Очарование в костёле — момент невозвратной духовной смерти Андрия, его измены своей вере, народу, товариществу и семье. Музыка органа заколдовывает его, и он отныне погружён в другой мир, мир духовной прелести и призрачных видений. Здесь прекрасный знаток европейской литературы Гоголь полностью меняет свою манеру письма — вместо былинного широкого сказа, пересыпанного народным юмором, над Андрием сгущается тягучая атмосфера рыцарского и готического романа. И он, и прекрасная полячка говорят не языком живых, но языком призрачных романных героев. Она делает картинные жесты и произносит патетические речи. Он отвечает речами не менее пространными и высокопарными. Он уже не козак Андрий, а Ланцелот, Тристан, Тирант Белый или кто иной из куртуазных рыцарей без страха и упрека, сражающихся за прекрасную даму…
Гоголь не случайно боялся заснуть смертным сном при жизни и проснуться в могиле. Он знает, что мир призраков силён навеять живому самый крепкий и поработительный сон. И через этот сон живых, через отдание ими своей жизни, своей души, своей крови, призраки как-то поддерживают ещё свою силу.

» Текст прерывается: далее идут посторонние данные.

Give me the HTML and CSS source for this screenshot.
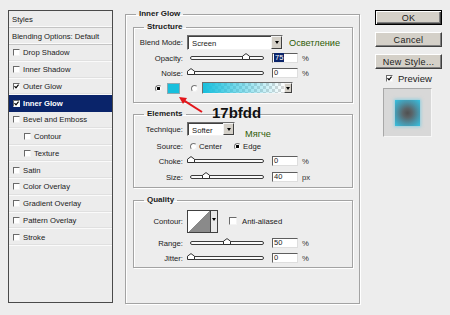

Не иначе ведь и может стоять страна призраков, как только заманивая к себе живых и подпитываясь их хлебом (Андрий не случайно кормит поляков) и кровью.
Золотые доспехи, любовь, свадьба с воеводиной дочкой — всё это не что иное, как сон Андрия; туман, морок, прелесть бесовская застят ему глаза и высасывают соки. Не случайно, что, не замечая ничего, не смотря по сторонам, несётся Андрий с палашом на новообретённых врагов-запорожцев: «Андрий не различал, кто пред ним был, свои или другие какие; ничего не видел он. Кудри, кудри он видел, длинные, длинные кудри, и подобную речному лебедю грудь, и снежную шею, и плечи, и всё, что создано для безумных поцелуев». И Бортко блестяще передаёт эту отчужденность, нездешнесть, потусторонность Андрия в атаке.

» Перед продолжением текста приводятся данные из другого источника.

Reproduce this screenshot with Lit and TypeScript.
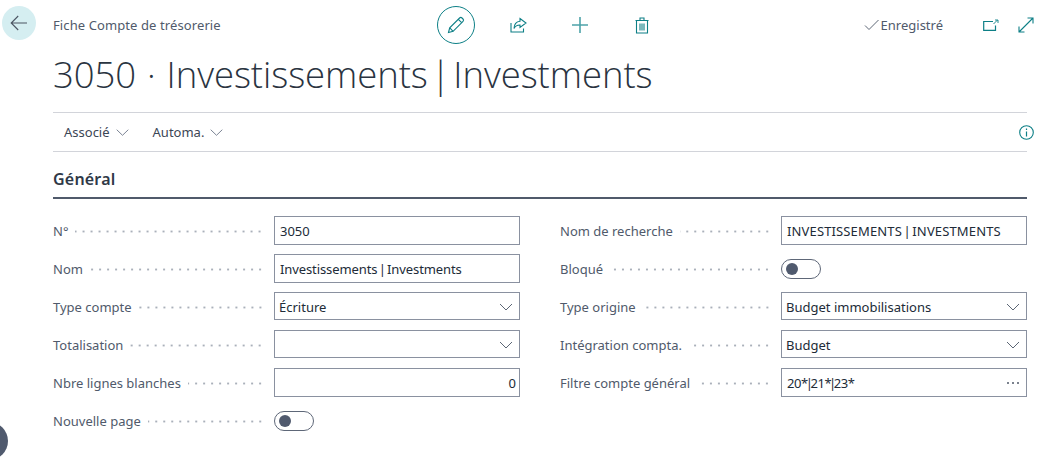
import { LitElement, html, css, svg } from "lit";
import { customElement } from "lit/decorators.js";

const TEAL = "#0d7f86";

const chevron = html`<svg class="chev" width="14" height="8" viewBox="0 0 14 8"><path d="M1 1l6 6 6-6" fill="none" stroke="#5c6675" stroke-width="1"/></svg>`;
const smallChev = html`<svg class="schev" width="13" height="7" viewBox="0 0 13 7"><path d="M.7.7l5.8 5.6L12.3.7" fill="none" stroke="#7b8494" stroke-width="1"/></svg>`;

const icon = (w: number, h: number, body: unknown) =>
  html`<svg width=${w} height=${h} viewBox="0 0 ${w} ${h}" fill="none" stroke=${TEAL} stroke-width="1.1">${body}</svg>`;

const toggle = html`<span class="toggle"><span class="knob"></span></span>`;

/* The reference font has a far narrower vertical bar, so bars get a pulled-in span. */
const withPipes = (text: string, cls = "pipe") => {
  const parts = text.split("|");
  return parts.map((p, i) => (i === 0 ? p : html`<span class=${cls}>|</span>${p}`));
};

@customElement("app-field")
class AppField extends LitElement {
  static properties = { label: {}, value: {}, kind: {}, tone: {} };
  label = "";
  value = "";
  kind = "text";
  tone = "";
  static styles = css`
    :host { display: block; height: 38px; }
    .row { display: flex; align-items: flex-start; height: 38px; }
    .lab { width: 221px; flex: none; display: flex; align-items: center; height: 29px; font-size: 13px; color: #505a6b; white-space: nowrap; }
    .dots { flex: 1; height: 3px; margin: 2px 10px 0 7px;
      background-image: radial-gradient(circle at center, #aab0ba 1px, transparent 1.2px);
      background-size: 8px 3px; background-position: right center; background-repeat: repeat-x; }
    .box { flex: 1; box-sizing: border-box; height: 29px; border: 1px solid #8a91a0; display: flex; align-items: center;
      padding: 0 5px; font-size: 13px; color: #212b38; white-space: nowrap; background: #fff; }
    .box.sel { height: 28px; padding: 1px 6px 0 4px; justify-content: space-between; }
    .box.num { justify-content: flex-end; padding-right: 3px; }
    .box.more { justify-content: space-between; padding-right: 7px; }
    .pipe { margin: 0 -2px; }
    .tight { letter-spacing: -0.1px; }
    .wide { letter-spacing: 0.14px; }
    .code { letter-spacing: -0.45px; }
    .ell { display: flex; gap: 3px; }
    .ell i { width: 2px; height: 2px; border-radius: 50%; background: #4f5968; display: block; }
    .toggle { box-sizing: border-box; display: flex; align-items: center; width: 40px; height: 20px; margin-top: 5px;
      border: 1px solid #5e6778; border-radius: 10px; padding-left: 4px; }
    .knob { width: 12px; height: 12px; border-radius: 50%; background: #505a6e; display: block; }
    svg { flex: none; }
  `;
  render() {
    let control: unknown;
    if (this.kind === "toggle") control = toggle;
    else if (this.kind === "select")
      control = html`<div class="box sel"><span>${this.value}</span>${chevron}</div>`;
    else if (this.kind === "num") control = html`<div class="box num">${this.value}</div>`;
    else if (this.kind === "more")
      control = html`<div class="box more"><span class=${this.tone}>${withPipes(this.value)}</span><span class="ell"><i></i><i></i><i></i></span></div>`;
    else control = html`<div class="box"><span class=${this.tone}>${withPipes(this.value)}</span></div>`;
    return html`<div class="row"><div class="lab"><span>${this.label}</span><span class="dots"></span></div>${control}</div>`;
  }
}

@customElement("app-root")
export class AppRoot extends LitElement {
  static styles = css`
    :host { display: block; position: relative; width: 1057px; height: 467px; overflow: hidden; background: #fff;
      font-family: "Noto Sans", "Open Sans", sans-serif; }
    .page { display: flex; align-items: flex-start; padding: 6px 30px 0 2px; }
    .back { flex: none; width: 34px; height: 34px; border-radius: 50%; background: #d5eef1; display: flex; align-items: center; justify-content: center; margin-right: 17px; }
    .main { flex: 1; min-width: 0; }
    .head { display: flex; align-items: center; height: 38px; }
    .crumb { width: 384px; flex: none; font-size: 13px; letter-spacing: 0.1px; color: #505a6b; margin-top: -1px; }
    .actions { display: flex; align-items: center; }
    .edit { width: 38px; height: 38px; box-sizing: border-box; border: 1px solid #0d7f86; border-radius: 50%; display: flex; align-items: center; justify-content: center; }
    .act { width: 62px; display: flex; justify-content: center; align-items: center; }
    .act.first { margin-left: 12px; }
    .status { flex: 1; display: flex; align-items: center; justify-content: flex-end; font-size: 13px; color: #505a6b; margin-right: -7px; }
    .status .txt { margin-left: 2px; margin-right: 40px; }
    .status .win { margin-right: 19px; display: flex; }
    .status .win.last { margin-right: 0; }
    .title { font-size: 36.5px; font-weight: 300; line-height: 50px; color: #2a3441; margin-top: 5px; white-space: nowrap; font-family: "Open Sans", sans-serif; letter-spacing: -0.06px; word-spacing: 1.5px; height: 63px; }
    .title .sep { word-spacing: -6.5px; }
    .bar { display: flex; align-items: center; height: 38px; border-top: 1px solid #d2d4da; border-bottom: 1px solid #d2d4da; font-size: 13px; color: #3c4655; padding-left: 11px; }
    .bar .item { display: flex; align-items: center; gap: 6px; margin-right: 24px; }
    .bar .info { margin-left: auto; margin-right: -7px; display: flex; }
    .sec { font-size: 16px; font-weight: 600; letter-spacing: 0.2px; color: #2f3947; height: 45px; line-height: 55px; border-bottom: 2px solid #505a6b; margin-bottom: 17px; }
    .grid { display: grid; grid-template-columns: 467px 467px; column-gap: 40px; }
    .blob { position: absolute; left: -30px; top: 422px; width: 38px; height: 38px; border-radius: 50%; background: #505a6e; }
  `;

  render() {
    return html`
      <div class="page">
        <div class="back">
          <svg width="18" height="16" viewBox="0 0 18 16" fill="none" stroke="#4c5563" stroke-width="1.1"><path d="M17 8H1.2M8.2 1L1.2 8l7 7"/></svg>
        </div>
        <div class="main">
          <div class="head">
            <div class="crumb">Fiche Compte de trésorerie</div>
            <div class="actions">
              <div class="edit">
                ${icon(18, 18, svg`<path d="M1.5 16.5l1.2-4.6L12.6 2a1.7 1.7 0 0 1 2.4 0l1 1a1.7 1.7 0 0 1 0 2.4L6.1 15.3z"/><path d="M11.3 3.3l3.4 3.4M2.8 11.9l3.3 3.4"/>`)}
              </div>
              <div class="act first">
                ${icon(17, 16, svg`<path d="M1 6v9h12.5v-3.5"/><path d="M10 1.5L16 6l-6 4.5V8C7 8 5.2 9 4 11.5 4.2 7.5 6.5 4.6 10 4.3z"/>`)}
              </div>
              <div class="act">
                ${icon(18, 18, svg`<path d="M9 1v16M1 9h16" stroke-width="1.6" stroke="#4da3a9"/>`)}
              </div>
              <div class="act">
                ${icon(14, 17, svg`<path d="M1.5 4v12h11V4M.5 3.5h13M5 3.5V1h4v2.5M5 6.5v7M7 6.5v7M9 6.5v7"/>`)}
              </div>
            </div>
            <div class="status">
              <svg width="15" height="12" viewBox="0 0 15 12" fill="none" stroke="#5c6675" stroke-width="1"><path d="M1 6.5l4 4L14.5 1"/></svg>
              <span class="txt">Enregistré</span>
              <span class="win">${icon(16, 12, svg`<path d="M10 2.5H.7v8.8h11.8V6.5" stroke-width="1.2"/><path d="M10.5 5l4-4M12 1h3v3" stroke-width=".9"/>`)}</span>
              <span class="win last">${icon(16, 16, svg`<path d="M1 15L15 1M9.5 1H15v5.5M1 9.5V15h5.5"/>`)}</span>
            </div>
          </div>
          <div class="title">3050 · Investissements<span class="sep"> | </span>Investments</div>
          <div class="bar">
            <span class="item">Associé ${smallChev}</span>
            <span class="item">Automa. ${smallChev}</span>
            <span class="info">${icon(15, 15, svg`<circle cx="7.5" cy="7.5" r="6.8"/><path d="M7.5 6.5v5M7.5 3.6v1.4" stroke-width="1.2"/>`)}</span>
          </div>
          <div class="sec">Général</div>
          <div class="grid">
            <div>
              <app-field label="N°" value="3050"></app-field>
              <app-field label="Nom" value="Investissements | Investments" tone="tight"></app-field>
              <app-field label="Type compte" value="Écriture" kind="select"></app-field>
              <app-field label="Totalisation" value="" kind="select"></app-field>
              <app-field label="Nbre lignes blanches" value="0" kind="num"></app-field>
              <app-field label="Nouvelle page" kind="toggle"></app-field>
            </div>
            <div>
              <app-field label="Nom de recherche" value="INVESTISSEMENTS | INVESTMENTS" tone="wide"></app-field>
              <app-field label="Bloqué" kind="toggle"></app-field>
              <app-field label="Type origine" value="Budget immobilisations" kind="select"></app-field>
              <app-field label="Intégration compta." value="Budget" kind="select"></app-field>
              <app-field label="Filtre compte général" value="20*|21*|23*" kind="more" tone="code"></app-field>
            </div>
          </div>
        </div>
      </div>
      <div class="blob"></div>
    `;
  }
}
void AppField;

Растерянность Андрия перед отцом объясняется тем, что, представ внезапно пред грозные очи старого козака, он резко просыпается. «Что, сынку, помогли тебе твои ляхи?» Гурьба призраков, захвативших в старом костёле душу козацкого сына, унеслась, развеялась вместе с гиканием и яростью погони. Обманули, обманули бисовы дети бурсака, слишком прилежно налегавшего на латынь. Не было ни панночки, ни золотого зерцала, ни воеводы, ни обещанной свадьбы, ни любовных нег, ни новообретённой шляхтеской гордости… Всё было мороком для подкормки призраков, навеянным музыкой. «Что, сынку, помогли тебе твои ляхи?» А были ли ляхи-то?

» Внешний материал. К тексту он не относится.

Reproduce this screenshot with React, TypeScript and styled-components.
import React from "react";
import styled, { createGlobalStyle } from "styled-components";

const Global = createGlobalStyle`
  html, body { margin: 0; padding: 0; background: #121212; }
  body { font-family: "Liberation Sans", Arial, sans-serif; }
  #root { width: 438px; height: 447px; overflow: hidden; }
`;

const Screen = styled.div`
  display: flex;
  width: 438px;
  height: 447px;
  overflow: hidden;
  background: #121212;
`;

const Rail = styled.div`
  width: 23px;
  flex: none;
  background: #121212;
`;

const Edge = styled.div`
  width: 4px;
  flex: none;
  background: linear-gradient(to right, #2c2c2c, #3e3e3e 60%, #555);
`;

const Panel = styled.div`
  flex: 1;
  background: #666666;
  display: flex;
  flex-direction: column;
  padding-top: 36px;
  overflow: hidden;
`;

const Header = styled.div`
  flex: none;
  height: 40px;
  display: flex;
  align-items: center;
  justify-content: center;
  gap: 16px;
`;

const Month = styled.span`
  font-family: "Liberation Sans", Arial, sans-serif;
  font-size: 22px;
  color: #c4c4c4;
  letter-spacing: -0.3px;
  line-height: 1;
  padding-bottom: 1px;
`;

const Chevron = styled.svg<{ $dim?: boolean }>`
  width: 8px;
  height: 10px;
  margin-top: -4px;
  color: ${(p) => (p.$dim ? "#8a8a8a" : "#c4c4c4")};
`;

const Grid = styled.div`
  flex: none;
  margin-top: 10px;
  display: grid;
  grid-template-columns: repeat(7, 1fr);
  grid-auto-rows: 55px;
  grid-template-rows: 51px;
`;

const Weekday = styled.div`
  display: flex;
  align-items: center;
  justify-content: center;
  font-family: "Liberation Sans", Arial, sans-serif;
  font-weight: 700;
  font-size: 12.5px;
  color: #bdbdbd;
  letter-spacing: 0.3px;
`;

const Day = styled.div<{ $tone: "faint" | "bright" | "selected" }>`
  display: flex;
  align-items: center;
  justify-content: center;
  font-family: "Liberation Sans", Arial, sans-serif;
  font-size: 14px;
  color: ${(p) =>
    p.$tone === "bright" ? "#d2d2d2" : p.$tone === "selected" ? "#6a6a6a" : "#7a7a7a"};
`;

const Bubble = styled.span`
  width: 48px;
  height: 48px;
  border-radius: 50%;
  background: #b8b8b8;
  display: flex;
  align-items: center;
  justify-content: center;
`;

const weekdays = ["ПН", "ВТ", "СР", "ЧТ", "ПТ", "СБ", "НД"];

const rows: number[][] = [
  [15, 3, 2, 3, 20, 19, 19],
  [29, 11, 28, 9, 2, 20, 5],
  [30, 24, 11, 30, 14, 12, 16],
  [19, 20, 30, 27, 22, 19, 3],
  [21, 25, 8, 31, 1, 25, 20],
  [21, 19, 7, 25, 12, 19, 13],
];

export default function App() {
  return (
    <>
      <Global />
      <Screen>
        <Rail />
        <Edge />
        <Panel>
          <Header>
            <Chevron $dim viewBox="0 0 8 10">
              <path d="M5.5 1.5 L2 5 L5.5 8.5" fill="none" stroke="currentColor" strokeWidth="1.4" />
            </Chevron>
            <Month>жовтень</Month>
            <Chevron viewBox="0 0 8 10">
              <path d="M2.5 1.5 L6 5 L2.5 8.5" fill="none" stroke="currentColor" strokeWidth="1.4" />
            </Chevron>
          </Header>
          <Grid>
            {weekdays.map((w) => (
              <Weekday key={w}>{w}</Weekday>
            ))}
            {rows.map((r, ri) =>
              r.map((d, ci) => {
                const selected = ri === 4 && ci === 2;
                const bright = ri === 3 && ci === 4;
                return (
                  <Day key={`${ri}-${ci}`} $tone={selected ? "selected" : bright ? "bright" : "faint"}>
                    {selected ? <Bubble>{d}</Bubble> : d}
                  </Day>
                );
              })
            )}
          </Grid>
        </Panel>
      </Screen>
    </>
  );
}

И вот стоит, потупившись, Андрий так внезапно и жестоко выброшенный из мира призраков обратно в свою реальность, где ждёт его лишь Отец, карающий за предательство смертью и тем, что горше смерти — горьким разочарованием: «Чем бы не козак был? Пропал, пропал бесславно, как подлая собака!». Заснул Андрий, привиделась ему полячка, сгубила козацкую душу и проснулся он в гробу лишь для того, чтобы умереть снова. «Знатный был человек! А пропал ни за что».
Знавший Европу лучше, чем все западники вместе взятые, чувствовавший дух её лучше, чем все славянофилы скопом, Гоголь испугался того, что поработит, уже поработил русскую душу европейский призрак музыки, что спит уже русская душа и видит свои видения: то себя в объятьях прекрасной дамы, то себя на коне в золотом зерцале, то себя на знатном рыцарском пиру за дубовым круглым столом на двадцать мест. Что вот уже шепчет она нечестивому суккубу в исступлении:
«— Царица! Что тебе нужно? чего ты хочешь? прикажи мне! Задай мне службу самую невозможную, какая только есть на свете, — я побегу исполнять ее! Скажи мне сделать то, чего не в силах сделать ни один человек, — я сделаю, я погублю себя. Погублю, погублю! и погубить себя для тебя, клянусь святым крестом, мне так сладко…».